**Data section**
################

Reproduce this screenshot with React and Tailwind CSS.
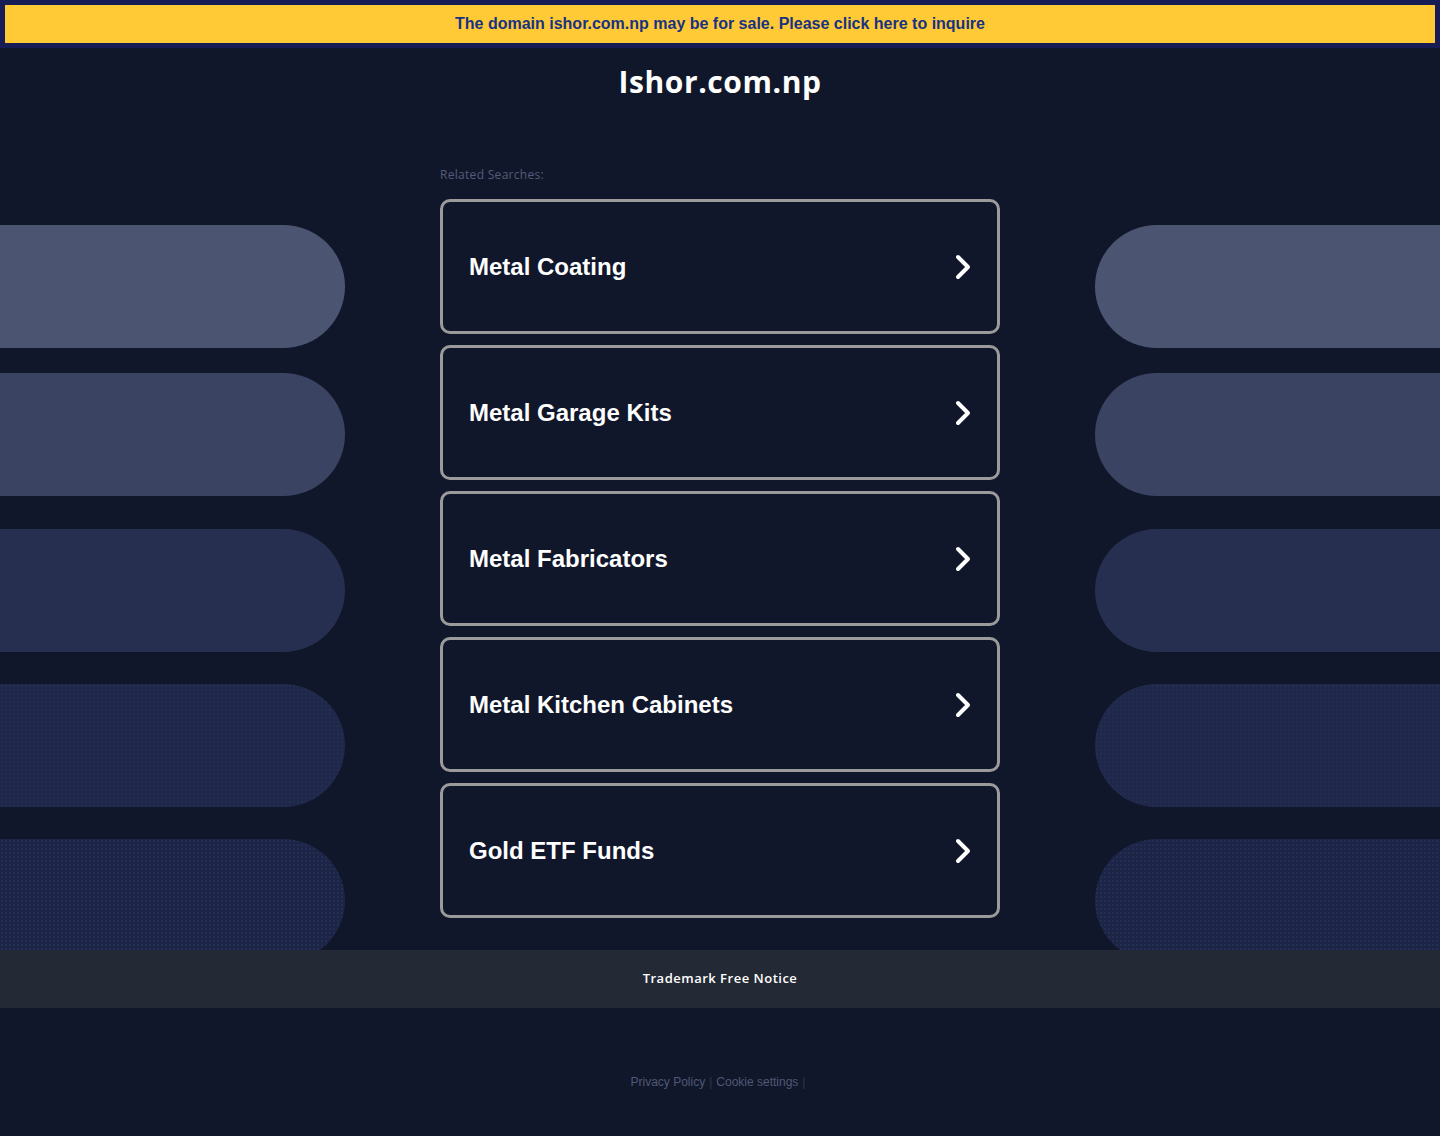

################

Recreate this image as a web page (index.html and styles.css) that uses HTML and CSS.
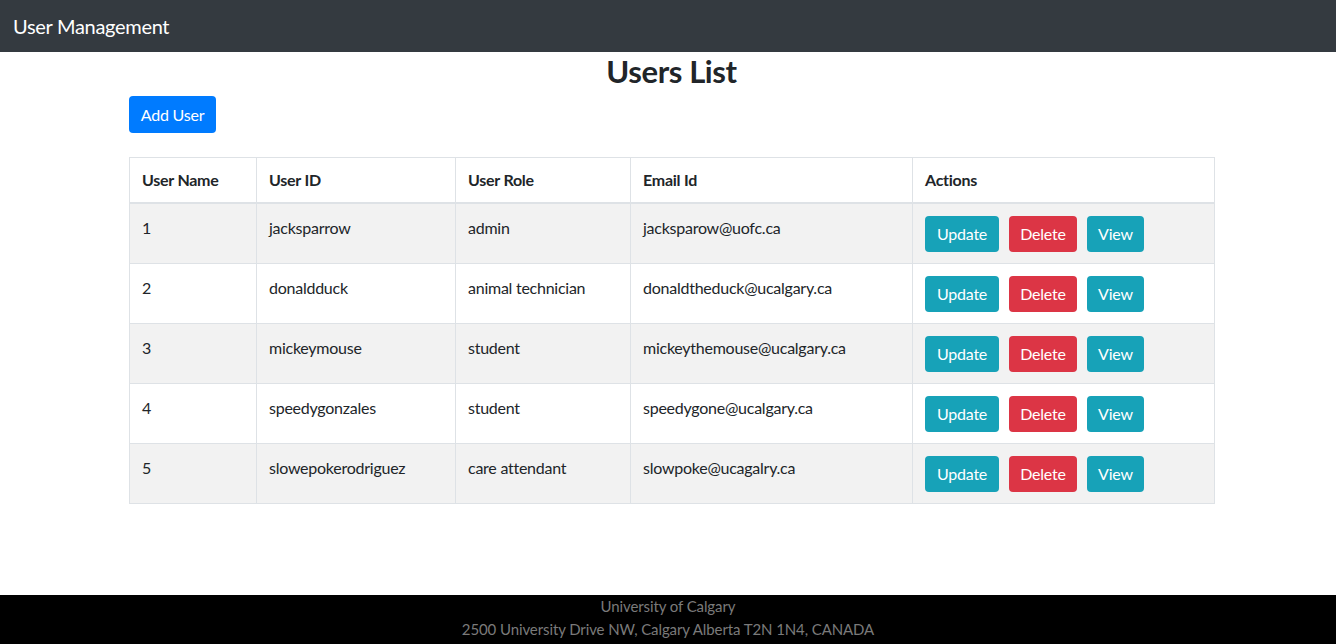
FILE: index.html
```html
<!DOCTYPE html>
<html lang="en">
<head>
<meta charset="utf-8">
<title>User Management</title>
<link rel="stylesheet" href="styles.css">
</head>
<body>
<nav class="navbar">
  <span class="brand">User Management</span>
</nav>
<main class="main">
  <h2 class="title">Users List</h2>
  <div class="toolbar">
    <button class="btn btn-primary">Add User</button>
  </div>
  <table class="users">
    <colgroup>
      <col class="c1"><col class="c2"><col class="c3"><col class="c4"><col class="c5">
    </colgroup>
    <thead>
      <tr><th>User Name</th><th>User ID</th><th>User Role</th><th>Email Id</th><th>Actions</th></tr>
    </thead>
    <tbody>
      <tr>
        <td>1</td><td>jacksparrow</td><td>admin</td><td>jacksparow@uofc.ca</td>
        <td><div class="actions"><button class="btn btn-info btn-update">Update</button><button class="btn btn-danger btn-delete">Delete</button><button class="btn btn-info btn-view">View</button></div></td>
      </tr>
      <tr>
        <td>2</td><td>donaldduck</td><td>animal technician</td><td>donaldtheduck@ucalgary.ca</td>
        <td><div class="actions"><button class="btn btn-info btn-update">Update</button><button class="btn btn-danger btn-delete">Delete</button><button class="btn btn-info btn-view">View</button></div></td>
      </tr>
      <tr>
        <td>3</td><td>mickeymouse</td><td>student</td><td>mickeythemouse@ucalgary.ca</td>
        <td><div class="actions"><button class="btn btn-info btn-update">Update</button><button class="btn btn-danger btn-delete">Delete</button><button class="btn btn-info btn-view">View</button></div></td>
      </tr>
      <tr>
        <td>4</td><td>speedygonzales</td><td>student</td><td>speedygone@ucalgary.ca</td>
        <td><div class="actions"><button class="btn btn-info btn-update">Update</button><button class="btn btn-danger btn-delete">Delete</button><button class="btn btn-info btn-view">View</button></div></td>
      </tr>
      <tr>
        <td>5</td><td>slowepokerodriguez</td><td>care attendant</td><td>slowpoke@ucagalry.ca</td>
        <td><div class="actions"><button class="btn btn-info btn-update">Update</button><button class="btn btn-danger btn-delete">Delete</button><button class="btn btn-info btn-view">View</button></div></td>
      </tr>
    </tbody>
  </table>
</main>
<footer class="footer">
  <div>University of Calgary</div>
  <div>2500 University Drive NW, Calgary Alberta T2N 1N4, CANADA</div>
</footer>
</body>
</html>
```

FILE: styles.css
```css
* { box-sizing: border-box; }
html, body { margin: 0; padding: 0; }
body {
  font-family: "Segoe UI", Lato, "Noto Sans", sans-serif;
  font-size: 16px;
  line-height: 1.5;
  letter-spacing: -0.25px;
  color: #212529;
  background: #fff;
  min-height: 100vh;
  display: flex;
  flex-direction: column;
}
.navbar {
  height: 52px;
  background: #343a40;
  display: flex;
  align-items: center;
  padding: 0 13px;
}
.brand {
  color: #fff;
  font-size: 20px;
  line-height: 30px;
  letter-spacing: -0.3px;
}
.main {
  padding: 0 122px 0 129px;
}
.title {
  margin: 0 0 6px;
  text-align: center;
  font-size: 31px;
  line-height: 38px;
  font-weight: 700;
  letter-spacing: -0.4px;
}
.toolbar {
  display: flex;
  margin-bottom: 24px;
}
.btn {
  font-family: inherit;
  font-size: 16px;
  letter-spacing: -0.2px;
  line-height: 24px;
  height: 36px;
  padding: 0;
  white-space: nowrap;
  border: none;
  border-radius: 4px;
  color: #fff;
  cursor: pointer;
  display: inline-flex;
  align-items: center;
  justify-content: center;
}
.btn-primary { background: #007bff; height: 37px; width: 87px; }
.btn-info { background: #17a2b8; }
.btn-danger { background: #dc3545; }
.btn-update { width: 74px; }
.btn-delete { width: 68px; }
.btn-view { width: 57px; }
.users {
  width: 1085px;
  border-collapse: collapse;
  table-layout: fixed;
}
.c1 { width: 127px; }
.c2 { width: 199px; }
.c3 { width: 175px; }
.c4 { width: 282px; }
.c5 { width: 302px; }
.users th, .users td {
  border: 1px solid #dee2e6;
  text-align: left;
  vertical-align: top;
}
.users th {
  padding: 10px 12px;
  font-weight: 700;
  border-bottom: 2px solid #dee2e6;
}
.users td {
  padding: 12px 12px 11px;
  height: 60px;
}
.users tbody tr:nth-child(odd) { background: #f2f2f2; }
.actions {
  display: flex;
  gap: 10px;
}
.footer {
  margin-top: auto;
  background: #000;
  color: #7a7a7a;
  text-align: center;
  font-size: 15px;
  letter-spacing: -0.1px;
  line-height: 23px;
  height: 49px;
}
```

################

**What the task asks**
Copy each line of the listing that holds the word "this".

**Solved problem**
Reproduce this screenshot with React and Tailwind CSS.
Recreate this image as a web page (index.html and styles.css) that uses HTML and CSS.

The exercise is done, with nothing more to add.